Tag Archive for: Alphonse Le Grande

Monday Musings: A Mishap for Martin

It wasn’t Mullins, Willie or nephew Emmet; nor Gordon Elliott; neither O’Brien, Aidan or Joseph; nor even tricky old Charles Byrnes that was slipping away silently to collect the proceeds from a 33/1 winner of the Club Godolphin Cesarewitch at Newmarket on Saturday, writes Tony Stafford. No, it was that man Martin again.

Tony of that ilk is a mastermind at, in racecourse parlance, having it off. He did under his own name in the Chester Plate (Cup consolation) in May; lost his licence but still had the brass neck to stand grinning alongside his sister Cathy O’Leary – the trainer in name – after the same horse, Alphonse Le Grande, also picked up the Northumberland Plate consolation at Newcastle in June. Martin must have had more than a little influence in Saturday’s even more spectacular coup de grace on Dewhurst Stakes Day.

I would imagine those closest to the horse won a few bob – it’s difficult not to when the SP is 33/1 and presumably in a race that was at least ten short of the optimum figure - and no better for it - they must have got longer than that in the build-up.

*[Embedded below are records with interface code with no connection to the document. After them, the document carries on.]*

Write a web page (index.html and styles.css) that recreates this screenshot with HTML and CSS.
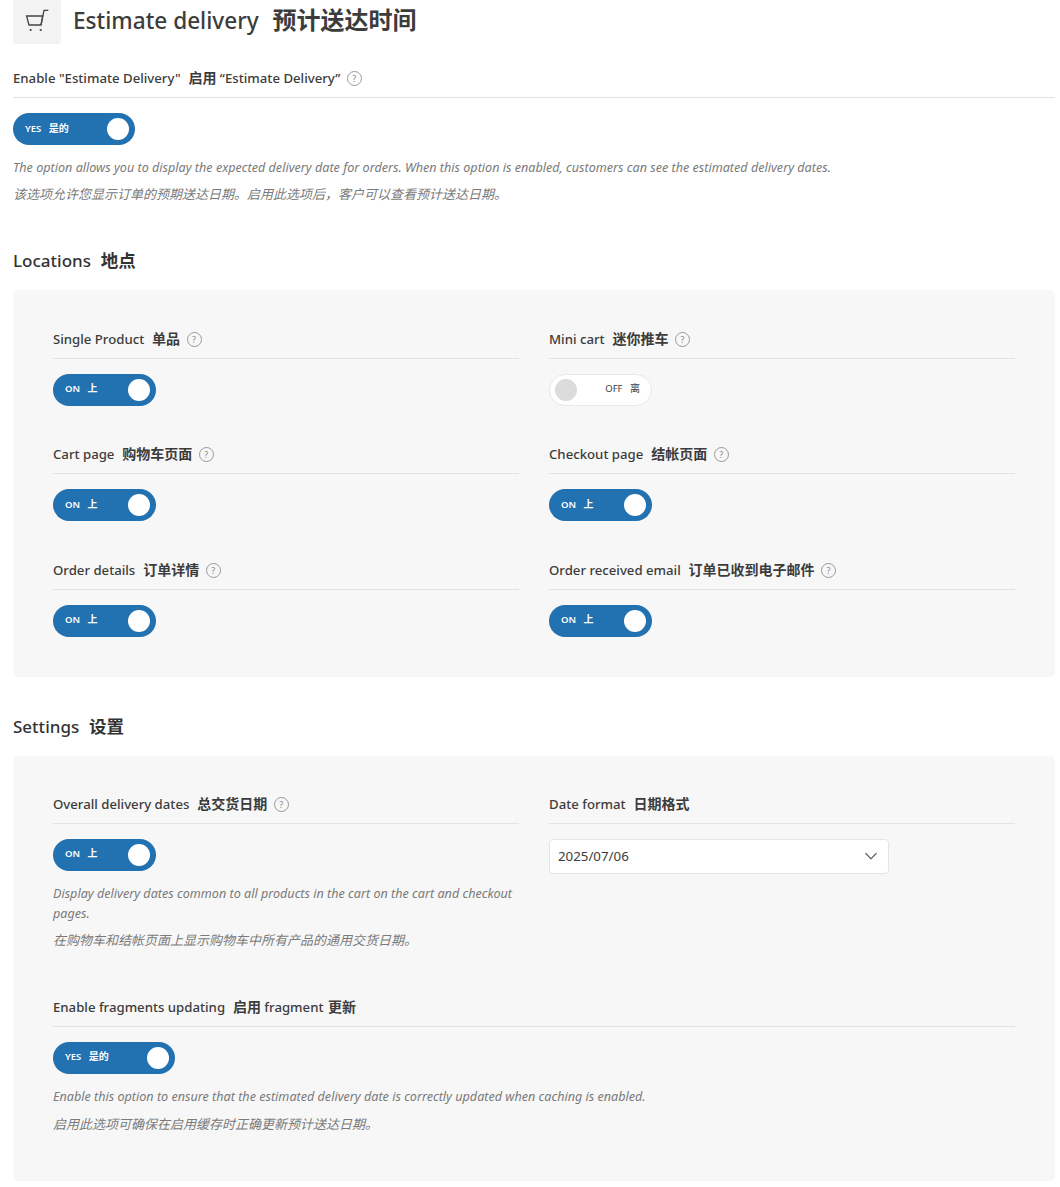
FILE: index.html
```html
<!DOCTYPE html>
<html lang="zh">
<head>
  <meta charset="UTF-8" />
  <meta name="viewport" content="width=device-width, initial-scale=1.0"/>
  <title>Estimate delivery</title>
  <link rel="stylesheet" href="styles.css">
</head>
<body>
<header class="page-head">
  <span class="head-icon">
    <svg width="24" height="24" viewBox="0 0 24 24" fill="none" stroke="#444" stroke-width="1.3">
      <path d="M1.6 8H17.7L16 17H4Z"/>
      <path d="M16 17L19 2.4H23.3"/>
      <circle cx="5.7" cy="22" r="1.1" fill="#444" stroke="none"/>
      <circle cx="15.7" cy="22" r="1.1" fill="#444" stroke="none"/>
    </svg>
  </span>
  <h1>Estimate delivery&nbsp; <span class="zh">预计送达时间</span></h1>
</header>

<div class="field top-field">
  <div class="label">Enable "Estimate Delivery"&nbsp; <span class="zh">启用</span> “Estimate Delivery” <span class="help">?</span></div>
  <div class="toggle yes"><span class="toggle-text">YES <span class="zh">是的</span></span><span class="knob"></span></div>
  <p class="desc">The option allows you to display the expected delivery date for orders. When this option is enabled, customers can see the estimated delivery dates.</p>
  <p class="desc zh-desc">该选项允许您显示订单的预期送达日期。启用此选项后，客户可以查看预计送达日期。</p>
</div>

<h2>Locations&nbsp; <span class="zh">地点</span></h2>
<section class="panel locations">
  <div class="field">
    <div class="label">Single Product&nbsp; <span class="zh">单品</span> <span class="help">?</span></div>
    <div class="toggle"><span class="toggle-text">ON <span class="zh">上</span></span><span class="knob"></span></div>
  </div>
  <div class="field">
    <div class="label">Mini cart&nbsp; <span class="zh">迷你推车</span> <span class="help">?</span></div>
    <div class="toggle off"><span class="knob"></span><span class="toggle-text">OFF <span class="zh">离</span></span></div>
  </div>
  <div class="field">
    <div class="label">Cart page&nbsp; <span class="zh">购物车页面</span> <span class="help">?</span></div>
    <div class="toggle"><span class="toggle-text">ON <span class="zh">上</span></span><span class="knob"></span></div>
  </div>
  <div class="field">
    <div class="label">Checkout page&nbsp; <span class="zh">结帐页面</span> <span class="help">?</span></div>
    <div class="toggle"><span class="toggle-text">ON <span class="zh">上</span></span><span class="knob"></span></div>
  </div>
  <div class="field">
    <div class="label">Order details&nbsp; <span class="zh">订单详情</span> <span class="help">?</span></div>
    <div class="toggle"><span class="toggle-text">ON <span class="zh">上</span></span><span class="knob"></span></div>
  </div>
  <div class="field">
    <div class="label">Order received email&nbsp; <span class="zh">订单已收到电子邮件</span> <span class="help">?</span></div>
    <div class="toggle"><span class="toggle-text">ON <span class="zh">上</span></span><span class="knob"></span></div>
  </div>
</section>

<h2 class="settings-title">Settings&nbsp; <span class="zh">设置</span></h2>
<section class="panel settings">
  <div class="field">
    <div class="label">Overall delivery dates&nbsp; <span class="zh">总交货日期</span> <span class="help">?</span></div>
    <div class="toggle"><span class="toggle-text">ON <span class="zh">上</span></span><span class="knob"></span></div>
    <p class="desc">Display delivery dates common to all products in the cart on the cart and checkout pages.</p>
    <p class="desc zh-desc">在购物车和结帐页面上显示购物车中所有产品的通用交货日期。</p>
  </div>
  <div class="field">
    <div class="label">Date format&nbsp; <span class="zh">日期格式</span></div>
    <div class="select">
      <span>2025/07/06</span>
      <svg width="14" height="8" viewBox="0 0 14 8" fill="none" stroke="#444" stroke-width="1.1"><path d="M1.5 1.2L7 6.8L12.5 1.2"/></svg>
    </div>
  </div>
  <div class="field wide">
    <div class="label">Enable fragments updating&nbsp; <span class="zh">启用</span> fragment <span class="zh">更新</span></div>
    <div class="toggle yes"><span class="toggle-text">YES <span class="zh">是的</span></span><span class="knob"></span></div>
    <p class="desc">Enable this option to ensure that the estimated delivery date is correctly updated when caching is enabled.</p>
    <p class="desc zh-desc">启用此选项可确保在启用缓存时正确更新预计送达日期。</p>
  </div>
</section>
</body>
</html>
```

FILE: styles.css
```css
body { font-family: "Noto Sans", "Noto Sans CJK SC", sans-serif; margin: 0; padding: 0 5px 0 13px; background: #fff; color: #3c3c3c; overflow: hidden; }
.page-head { display: flex; align-items: center; gap: 12px; margin-top: -4px; height: 48px; }
.head-icon { width: 48px; height: 48px; background: #f3f3f3; border-radius: 4px; display: flex; align-items: center; justify-content: center; }
h1 { margin: 0; padding-top: 1px; font-size: 22.6px; line-height: 48px; font-weight: 500; color: #3c3c3c; }
h1 .zh { font-size: 24px; font-weight: 700; margin-left: 2px; }
h2 { margin: 44px 0 0; font-size: 17px; line-height: 24px; font-weight: 500; color: #333; }
h2 .zh { font-size: 17.5px; font-weight: 700; margin-left: 1px; }
.settings-title { margin-top: 37px; }
.top-field { margin-top: 24px; }
.label { font-size: 13.2px; line-height: 20px; height: 20px; font-weight: 500; color: #3c3c3c; padding-bottom: 9px; border-bottom: 1px solid #e2e2e2; white-space: pre; }
.label .zh { font-size: 14px; font-weight: 700; margin-left: 1px; }
.help { display: inline-block; width: 13px; height: 13px; border: 1px solid #999; border-radius: 50%; color: #888; font-size: 9px; line-height: 13px; text-align: center; font-weight: 400; margin-left: 3px; vertical-align: 1px; }
.toggle { display: flex; align-items: center; justify-content: space-between; width: 103px; height: 32px; margin-top: 15px; padding: 0 6px 0 12px; box-sizing: border-box; border-radius: 16px; background: #2271b1; }
.toggle.yes { width: 122px; }
.toggle-text { font-size: 9.5px; font-weight: 600; color: #fff; white-space: pre; padding-bottom: 4px; }
.toggle-text .zh { font-size: 10px; font-weight: 700; margin-left: 5px; }
.knob { width: 22px; height: 22px; border-radius: 50%; background: #fff; }
.toggle.off { background: #fff; border: 1px solid #e8e8e8; padding: 0 11px 0 5px; }
.toggle.off .knob { background: #dcdcdc; }
.toggle.off .toggle-text { color: #3c3c3c; font-weight: 400; }
.toggle.off .toggle-text .zh { font-weight: 400; }
.desc { margin: 0; font-size: 12.6px; line-height: 20px; font-style: italic; color: #7a7a7a; }
.zh-desc { font-size: 13px; }
.toggle + .desc { margin-top: 13px; }
.desc + .desc { margin-top: 6px; }
.wide .desc + .desc { margin-top: 7px; }
.panel { display: grid; grid-template-columns: 466px 466px; column-gap: 30px; background: #f7f7f7; border-radius: 5px; padding: 38.7px 40px 40.3px; margin-top: 17px; }
.locations { row-gap: 38.5px; }
.settings { row-gap: 47px; padding-top: 38px; padding-bottom: 47px; }
.wide { grid-column: 1 / span 2; }
.select { display: flex; align-items: center; justify-content: space-between; width: 340px; height: 35px; margin-top: 15px; padding: 0 10px 0 8px; box-sizing: border-box; background: #fff; border: 1px solid #e4e4e4; border-radius: 4px; font-size: 13.3px; color: #3c3c3c; }
```
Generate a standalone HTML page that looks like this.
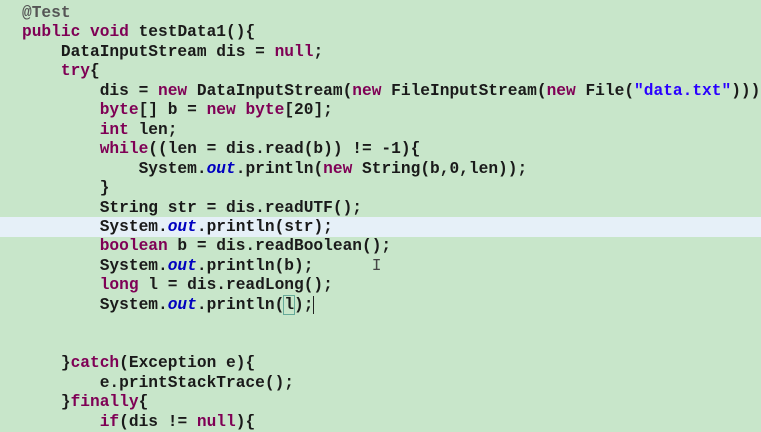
<!DOCTYPE html>
<html><head><meta charset="utf-8"><style>
html,body{margin:0;padding:0;}
body{width:761px;height:427px;overflow:hidden;background:#c8e6ca;position:relative;}
.hl{position:absolute;left:0;top:217px;width:761px;height:20px;background:#e6f0f8;}
pre{position:absolute;left:22px;top:4px;margin:0;font-family:"Liberation Mono",monospace;font-size:16.2px;line-height:19.45px;color:#1a1a1a;font-weight:bold;letter-spacing:0;}
.k{color:#7f0055;}
.s{color:#2a00ff;}
.o{color:#0000c0;font-style:italic;}
.a{color:#555;}
.cur{outline:1px solid #6a9;}
.c{border-right:1.5px solid #222;}
</style></head><body>
<div class="hl"></div>
<pre><span class="a">@Test</span>
<span class="k">public</span> <span class="k">void</span> testData1(){
    DataInputStream dis = <span class="k">null</span>;
    <span class="k">try</span>{
        dis = <span class="k">new</span> DataInputStream(<span class="k">new</span> FileInputStream(<span class="k">new</span> File(<span class="s">"data.txt"</span>)));
        <span class="k">byte</span>[] b = <span class="k">new</span> <span class="k">byte</span>[20];
        <span class="k">int</span> len;
        <span class="k">while</span>((len = dis.read(b)) != -1){
            System.<span class="o">out</span>.println(<span class="k">new</span> String(b,0,len));
        }
        String str = dis.readUTF();
        System.<span class="o">out</span>.println(str);
        <span class="k">boolean</span> b = dis.readBoolean();
        System.<span class="o">out</span>.println(b);      <span style="font-weight:normal;color:#444">I</span>
        <span class="k">long</span> l = dis.readLong();
        System.<span class="o">out</span>.println(<span class="cur">l</span>)<span class="c">;</span>


    }<span class="k">catch</span>(Exception e){
        e.printStackTrace();
    }<span class="k">finally</span>{
        <span class="k">if</span>(dis != <span class="k">null</span>){
</pre>
</body></html>
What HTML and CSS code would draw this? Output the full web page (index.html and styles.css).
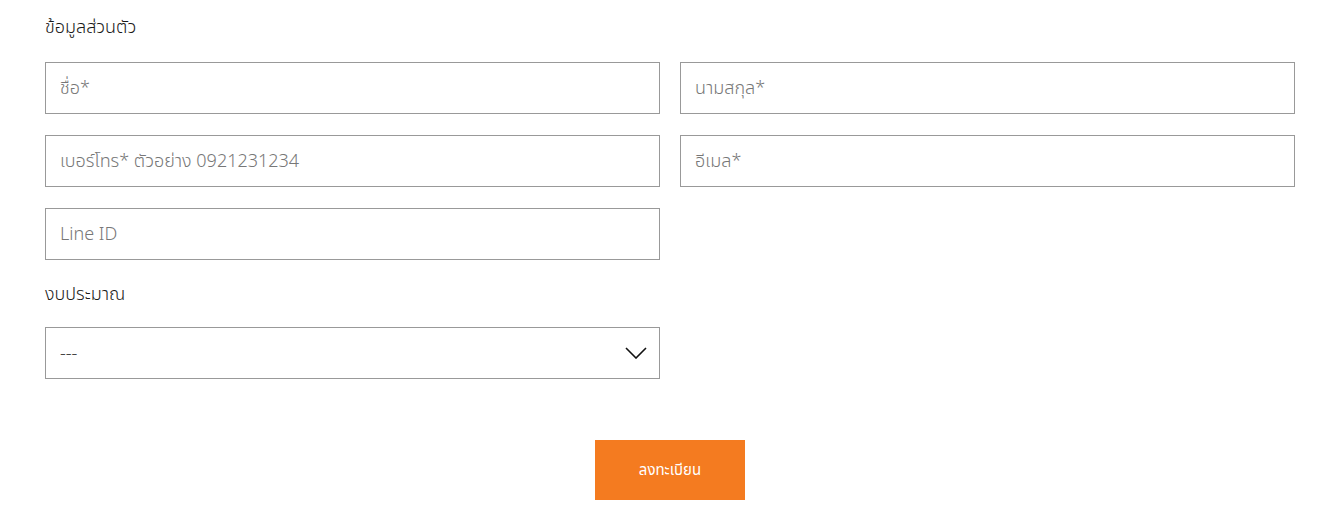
FILE: index.html
```html
<!DOCTYPE html>
<html lang="th">
<head>
<meta charset="utf-8">
<link rel="stylesheet" href="styles.css">
</head>
<body>
<form class="form">
  <h3 class="section-label">ข้อมูลส่วนตัว</h3>
  <div class="grid">
    <input class="field" type="text" placeholder="ชื่อ*">
    <input class="field" type="text" placeholder="นามสกุล*">
    <input class="field" type="text" placeholder="เบอร์โทร* ตัวอย่าง 0921231234">
    <input class="field" type="text" placeholder="อีเมล*">
    <input class="field" type="text" placeholder="Line ID">
  </div>
  <h3 class="section-label budget">งบประมาณ</h3>
  <div class="grid select-grid">
    <div class="select">
      <span class="select-value">---</span>
      <svg class="chevron" width="22" height="12" viewBox="0 0 22 12"><path d="M1 1 L11 11 L21 1" fill="none" stroke="#111" stroke-width="1.6"/></svg>
    </div>
  </div>
  <div class="actions">
    <button type="button" class="submit">ลงทะเบียน</button>
  </div>
</form>
</body>
</html>
```
FILE: styles.css
```css
* { box-sizing: border-box; }
html, body { margin: 0; padding: 0; background: #fff; }
body {
  font-family: "Noto Sans Thai", "Noto Sans", "DejaVu Sans", sans-serif;
  color: #222;
}
.form {
  padding: 14px 40px 0 45px;
}
.section-label {
  margin: 0;
  font-weight: 300;
  font-size: 18px;
  line-height: 28px;
  height: 28px;
  color: #1a1a1a;
}
.budget {
  margin-top: 21px;
}
.grid {
  display: grid;
  grid-template-columns: 1fr 1fr;
  column-gap: 20px;
  row-gap: 21px;
  margin-top: 20px;
}
.select-grid {
  margin-top: 18px;
}
.field, .select {
  height: 52px;
  border: 1px solid #999;
  border-radius: 0;
  padding: 0 14px;
  font-family: inherit;
  font-size: 18px;
  font-weight: 300;
  color: #333;
  background: #fff;
  outline: none;
  width: 100%;
}
.field::placeholder { color: #777; }
.select {
  display: flex;
  align-items: center;
  justify-content: space-between;
  padding-right: 12px;
}
.select-value { color: #444; font-size: 18px; }
.actions {
  display: flex;
  justify-content: center;
  margin-top: 61px;
}
.submit {
  width: 150px;
  height: 60px;
  border: none;
  background: #f47b20;
  color: #fff;
  font-family: inherit;
  font-size: 15px;
  cursor: pointer;
}
```
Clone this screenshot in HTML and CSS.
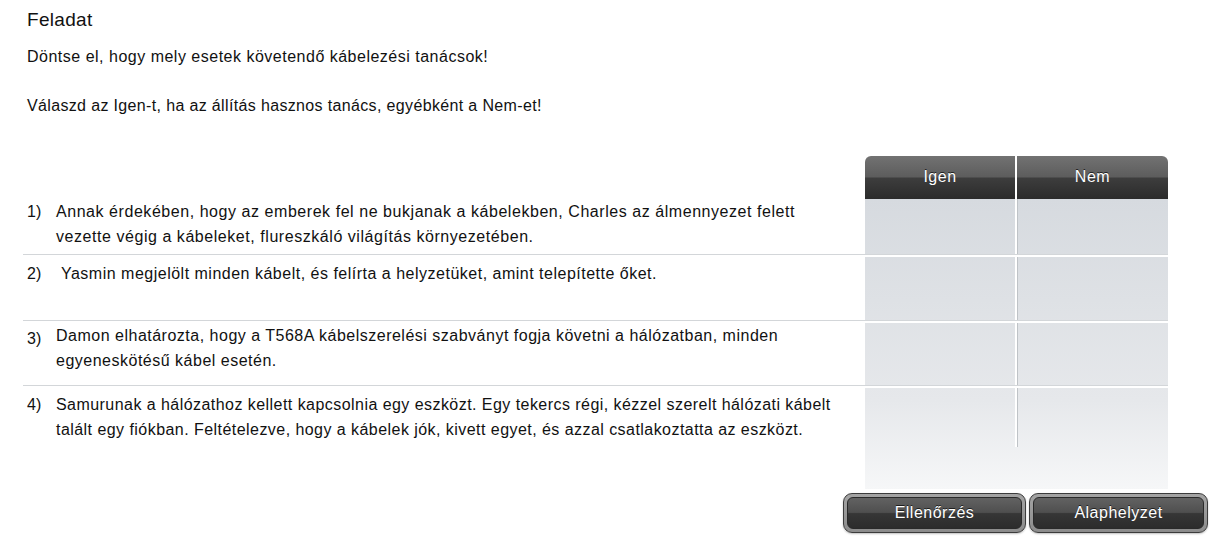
FILE: index.html
```html
<!DOCTYPE html>
<html lang="hu">
<head>
<meta charset="utf-8">
<title>Feladat</title>
<link rel="stylesheet" href="styles.css">
</head>
<body>
<div class="task">
  <h1 class="title">Feladat</h1>
  <p class="intro">Döntse el, hogy mely esetek követendő kábelezési tanácsok!</p>
  <p class="instr">Válaszd az Igen-t, ha az állítás hasznos tanács, egyébként a Nem-et!</p>
</div>

<div class="quiz">
  <div class="row head">
    <div class="text"></div>
    <div class="col-head first">Igen</div>
    <div class="col-head last">Nem</div>
  </div>

  <div class="row r1">
    <div class="text pad0"><span class="num">1)</span><span class="stmt">Annak érdekében, hogy az emberek fel ne bukjanak a kábelekben, Charles az álmennyezet felett<br>vezette végig a kábeleket, flureszkáló világítás környezetében.</span></div>
    <div class="cell"></div>
    <div class="cell nem"></div>
  </div>

  <div class="row r2">
    <div class="text pad4"><span class="num">2)</span><span class="stmt">&nbsp;Yasmin megjelölt minden kábelt, és felírta a helyzetüket, amint telepítette őket.</span></div>
    <div class="cell"></div>
    <div class="cell nem"></div>
  </div>

  <div class="row r3">
    <div class="text pad0"><span class="num low">3)</span><span class="stmt">Damon elhatározta, hogy a T568A kábelszerelési szabványt fogja követni a hálózatban, minden<br>egyeneskötésű kábel esetén.</span></div>
    <div class="cell"></div>
    <div class="cell nem"></div>
  </div>

  <div class="row r4">
    <div class="text pad4"><span class="num">4)</span><span class="stmt">Samurunak a hálózathoz kellett kapcsolnia egy eszközt. Egy tekercs régi, kézzel szerelt hálózati kábelt<br>talált egy fiókban. Feltételezve, hogy a kábelek jók, kivett egyet, és azzal csatlakoztatta az eszközt.</span></div>
    <div class="cell"></div>
    <div class="cell nem"></div>
  </div>

  <div class="row tail">
    <div class="text"></div>
    <div class="filler"></div>
  </div>
</div>

<div class="actions">
  <button class="btn" type="button"><span class="btn-face">Ellenőrzés</span></button>
  <button class="btn narrow" type="button"><span class="btn-face">Alaphelyzet</span></button>
</div>
</body>
</html>
```

FILE: styles.css
```css
html, body {
  margin: 0;
  padding: 0;
  background: #ffffff;
}

body {
  font-family: "Liberation Sans", Arial, sans-serif;
  color: #111111;
  width: 1216px;
  height: 555px;
  overflow: hidden;
}

.task {
  padding: 10px 0 0 27px;
}

.title {
  margin: 0;
  font-size: 19px;
  letter-spacing: 0.3px;
  line-height: 20px;
  font-weight: normal;
}

.intro,
.instr {
  font-size: 16px;
  letter-spacing: 0.5px;
  line-height: 20px;
}

.intro {
  margin: 17px 0 0;
}

.instr {
  margin: 29px 0 0;
  letter-spacing: 0.35px;
}

.quiz {
  margin: 40px 0 0 23px;
  width: 1145px;
}

.row {
  display: grid;
  grid-template-columns: 840px 150px 151px;
  column-gap: 2px;
}

.row.r1, .row.r2, .row.r3 {
  border-bottom: 1px solid #d3d6d9;
  margin-bottom: 2px;
}

.row.head { height: 43px; }
.row.r1 { height: 55px; }
.row.r2 { height: 63px; }
.row.r3 { height: 62px; }
.row.r4 { height: 59px; }
.row.tail { height: 42px; }

.text {
  display: flex;
  padding-left: 4px;
  font-size: 16px;
  letter-spacing: 0.5px;
  line-height: 25px;
}

.text.pad0 { padding-top: 0; }
.text.pad4 { padding-top: 4px; }

.num {
  width: 29px;
  flex: none;
  letter-spacing: 0;
}

.num.low {
  padding-top: 3px;
}

.stmt {
  white-space: nowrap;
}

.r1 .stmt { letter-spacing: 0.55px; }
.r4 .stmt { letter-spacing: 0.45px; }

.col-head {
  background: linear-gradient(to bottom, #727272 0%, #5d5d5d 48%, #3d3d3d 52%, #2b2b2b 100%);
  color: #ffffff;
  font-size: 16px;
  letter-spacing: 0.5px;
  line-height: 20px;
  text-align: center;
  padding-top: 11px;
  box-sizing: border-box;
  text-shadow: 0 -1px 0 #222222;
}

.col-head.first { border-top-left-radius: 6px; }
.col-head.last { border-top-right-radius: 6px; }

.cell,
.filler {
  background: linear-gradient(to bottom, #d6dadf 199px, #e6e8eb 400px, #f6f7f8 490px) fixed;
}

.cell.nem {
  border-left: 1px solid #bfc3c7;
}

.filler {
  grid-column: 2 / 4;
}

.actions {
  display: flex;
  justify-content: flex-end;
  gap: 3px;
  padding: 4px 8px 0 0;
}

.btn {
  width: 183px;
  height: 40px;
  padding: 3px;
  margin: 0;
  border: 1px solid #3c3c3c;
  border-radius: 9px;
  background: linear-gradient(to bottom, #a4a4a4 0%, #8c8c8c 100%);
  box-shadow: 0 1px 2px rgba(0, 0, 0, 0.25);
  font-family: "Liberation Sans", Arial, sans-serif;
  cursor: pointer;
}

.btn.narrow {
  width: 179px;
}

.btn-face {
  display: block;
  height: 100%;
  box-sizing: border-box;
  border: 1px solid #2a2a2a;
  border-radius: 6px;
  background: linear-gradient(to bottom, #626262 0%, #4f4f4f 48%, #363636 52%, #2c2c2c 100%);
  color: #ffffff;
  font-size: 16px;
  letter-spacing: 0.5px;
  line-height: 30px;
  text-align: center;
  text-shadow: 0 -1px 0 #1e1e1e;
}
```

It was almost with glee then that on the TV coverage after the photo-finish verdict was announced, Lydia Hislop and Nick Luck counted the whip strikes administered by apprentice rider Jamie Powell and came up with ten, the magic number which would normally be construed as the borderline for disqualification.

Nothing will be finalised until tomorrow when the whip offences committee reviews a case that seemed to satisfy the local stewards and young Powell himself, namely that he did indeed hit Alphonse Le Grande ten times.

The £99k first prize will be a significant loss to the owners, the appropriately named Bet Small Win Big syndicate, but their respective sibling trainers have done them proud collecting three very tough handicaps in the UK this year. Pretty rough justice for the rider, too!

The hapless jockey is no novice. Before this year he had amassed 59 wins in three seasons at home. In that context, only seven more from 171 rides in 2024 when an acceleration might have been expected along with experience, is quite an anomaly.

But nothing like the anomaly where riding for Saturday’s trainer, or indeed her brother when he still held the licence, is concerned. Cathy O’Leary has had an almost equal number of domestic runners on the flat and over jumps in the past period. Until September 5 when En Or won a two-mile handicap at Clonmel, she had not trained a single domestic winner and, until now, it’s En Or from 37 runs. Over jumps, it’s nought from 30, so one from 67 in all.

As to the possibility of a rider/trainer(s) connection, forget it. Young Powell, as I mentioned earlier, has had 171 rides in Ireland this year, yet none from either Mrs O’Leary or her brother. I wonder if the disqualification is confirmed tomorrow whether he’ll be asked to get up on another of their plots.

Plots they surely are. One report suggested Alphonse Le Grande had been down the field in his previous race in Ireland as though it was a rubbish run. His eighth of 30 in the Irish Cesarewitch, worth almost 500k to the winner, represented a very good performance. I just watched the replay, and he was almost the only runner staying on in a race won by Aidan O’Brien’s The Euphrates

In the last furlong and a half, he passed at least half a dozen high-class handicap stayers, many like him laid out to try to win the massive prize. Had there been another 100 yards to run, he would have been fifth.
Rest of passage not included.